At the beginning of any task, the newness fuels our energy. A fresh project, a new relationship, a goal on the horizon—these things come with built-in momentum. Curiosity, hope, and excitement act like emotional accelerators. But that state doesn’t last. Eventually, the rush of novelty wears off. What’s left is repetition, effort, and the ordinary process of showing up.

This is the point where many people quit. They assume the absence of excitement means they are on the wrong path. They start looking for something else to reignite the spark. But constantly chasing new beginnings prevents us from ever reaching the depth that comes only through consistency.

Focusing when you don’t feel like it is a quiet form of strength. It builds resilience. It teaches your mind that attention is a choice, not a mood. And it lays the foundation for true accomplishment—because anything that matters will involve moments of boredom, doubt, and effort without reward.

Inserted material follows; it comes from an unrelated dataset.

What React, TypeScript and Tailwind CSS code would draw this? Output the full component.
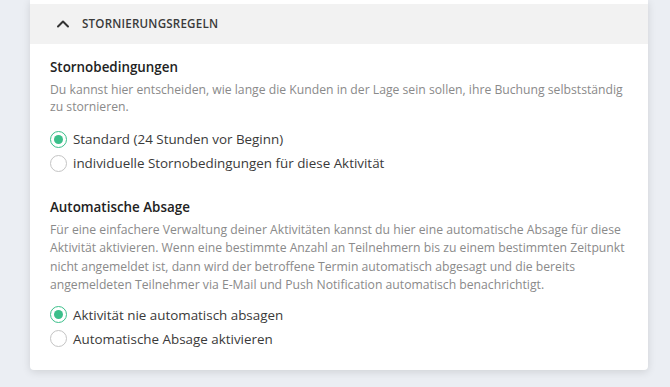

The best work, the strongest habits, and the deepest growth often come not when we feel driven, but when we decide to stay with something despite the lack of immediate payoff. It is in the mundane that mastery begins. It is in the hard days that character is forged.

When the novelty wears off, the work becomes real. This is not a flaw in the process. It is the process. Great relationships survive long after the butterflies fade. Great skills emerge after the thrill of being a beginner is gone. Great minds are built not on bursts of passion, but on practiced attention.

To focus even when you don’t feel like it is to commit. It means you are building something lasting. It means you are not ruled by emotion, but led by intention. And that kind of focus, quiet and stubborn, is what turns fleeting interest into meaningful success.